If, for instance, you’re building with a technical architecture that involves EJBs and JSPs, your robustness diagrams will tend to reflect the “control in the screen” pattern more than they would if you were building pure HTML pages. Thus, robustness analysis, which is meant to give you a loose description of the design that you can crank out quickly, offers the chance for you to verify that your technical architecture works for the scenarios you’re building, and your review of these diagrams becomes a “do-ability” check on that architecture.

Continuing the thought about patterns: The concept of throwaway diagrams is useful in connection with preliminary design; it is not a useful concept when it comes to detailed design. Sequence diagrams are the appropriate place for detailed design. Robustness analysis should be a quick pass across all of the scenarios you’re going to build, in order to provide maximum value to your project. If your preliminary design takes as long as detailed design, you’ll lose the benefits of this quick sanity check.

Robustness analysis allows you to make a reuse pass through the entire use case model before you commit any use cases to the design. Looking for reuse possibilities also helps you identify objects you missed during domain modeling. You must update your static model before you can consider yourself done with robustness analysis and ready to move on to interaction modeling (the subject of Chapter 7). The new objects you discovered while you were drawing all those robustness diagrams and talking about them with your customers need to go onto your class diagrams now, not later.

This is also the right time to add some key attributes to your more significant classes. While we’re talking about attributes: As we introduce windows and screens—in the form of boundary objects—to our robustness diagrams, we begin to trace data associated with those objects back to the entity objects from which the data comes and/or to which it goes. The natural result of that tracing is the addition of attributes to the classes in the domain model.

The flip side of the principles we just discussed takes the form of a number of common errors that our students make when they’re doing preliminary design review for their projects. Our “Top 10” list follows.

Robustness analysis is where use cases get tightened up and the development team gets ready to jump into detailed design. Your goal should be to have iron-clad use cases in place before you start drawing sequence diagrams. As such, customers need to sign off on those use cases during PDR. If you let customers continue to monkey with use cases after this review, you increase the risk of “feature creep,” and you’re also likely to run into problems with trying to do a design while the requirements are changing underfoot.
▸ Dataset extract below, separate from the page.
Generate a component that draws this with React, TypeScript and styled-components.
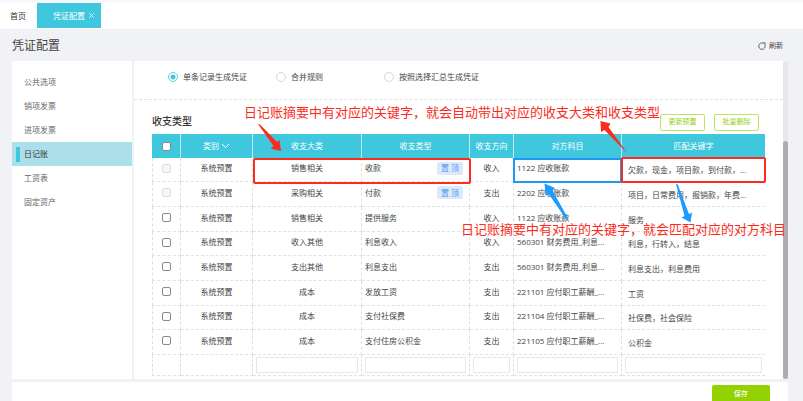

A reviewer of a robustness diagram should be able to read a course of action in the use case text, trace his or her finger along the associations on the diagram, and see a clear match between text and picture. If the reviewer can’t do this, you need to rewrite your use case text, redo your diagram, or both. You should not proceed with a sequence diagram for the given use case without passing this simple test because your use case isn’t done if it doesn’t pass, and therefore, you’re not going to be able to do good detailed design for it. We’re fond of calling this process disambiguation. This involves removing the ambiguity from your use case text. We’d all rather not design against ambiguous requirements if we can avoid it.

One of the reasons to do robustness analysis is to accelerate the evolution of the initial (problem space) domain model toward a final (solution space) class model. You build that final class model by allocating behavior to all of the objects that come into play within your use cases. You can’t do behavior allocation properly if you don’t have all of your classes represented within your static model before you start drawing sequence diagrams.

You should strive to have a pretty full and rich set of attributes on the classes in your domain model when you’re through with robustness analysis for a given set of use cases. As we mentioned earlier, a number of these attributes should match up with elements of your boundary objects, such as fields on a window or screen. Other attributes will be more relevant to functionality that’s internal to the system. If you don’t capture these attributes before you start doing sequence diagrams, your decisions about which class does which operation will be less informed than they should be. When we do OO design, we generally put the functions where the data is. However, within our approach, we make these decisions in two steps: We start allocating data during preliminary design, and we revisit this allocation when we allocate the functions, during detailed design.

As we discussed in Chapter 5, controllers serve as placeholders for functionality and system behavior. You should not start assigning methods to classes on a robustness diagram because you’re not likely to have enough information just yet. You’ll make decisions about behavior allocation using sequence diagrams, as we describe in Chapter 7.

We tell you in Chapter 7 that you should copy the use case text onto the sequence diagram you’ll be drawing for that use case. The result of this is that when you’re doing the design, the required system behavior is always staring you in the face. This reinforces, to the designers, the nature of use cases as contracts between customers and developers. It’s during PDR that you have to reinforce that principle to your customers.

We talked about the concept of premature patternization in Chapter 2. This is also a trap that people tend to fall into during robustness analysis and PDR. It’s healthy to discover patterns across robustness diagrams, especially those that map easily to established design patterns or patterns that you’ve invented. What’s not healthy is expanding simple preliminary design patterns that appear on robustness diagrams into detailed design patterns. Save the latter for sequence diagrams and design-level class diagrams.

On a sequence diagram, it’s perfectly acceptable for nouns to talk to other nouns—this is because the verbs represent the messages between objects—so boundary objects can talk to other boundaries, entity objects to other entities, boundaries to entities. On a robustness diagram, though, nouns only talk to verbs, not other nouns. The associated rules are in place to help you ensure that your use case is expressed correctly, in noun-verb-noun format just like standard English dictates, because we need to have both the nouns and the verbs identified before we draw our sequence diagrams. Consistency of your use case text across the project helps ensure a fairly straightforward move into sequence diagramming as you continue to use your use cases to drive your design.

We’ve already told you that you shouldn’t see methods or design patterns on your diagrams, so you shouldn’t be surprised that we’re going to tell you that you should not be exploring any other facets of detailed design when you’re doing PDR. Also, use cases, class diagrams, and sequence diagrams are persistent; robustness diagrams aren’t (at least, not necessarily; a lot of folks like to keep them around, especially if they’re contained within a visual model, and there’s nothing wrong with this). So, you shouldn’t waste time trying to perfect your robustness diagrams as your design evolves.

Robustness analysis is meant to be a “quick and dirty” technique that helps you tighten up your use cases, discover new objects, and get a good start toward detailed design. Robustness diagrams are meant as a means to an end; it’s a waste of time to make the effort to get the arrows exactly right. You should focus your efforts on perfecting your sequence diagrams rather than tinkering with robustness diagrams.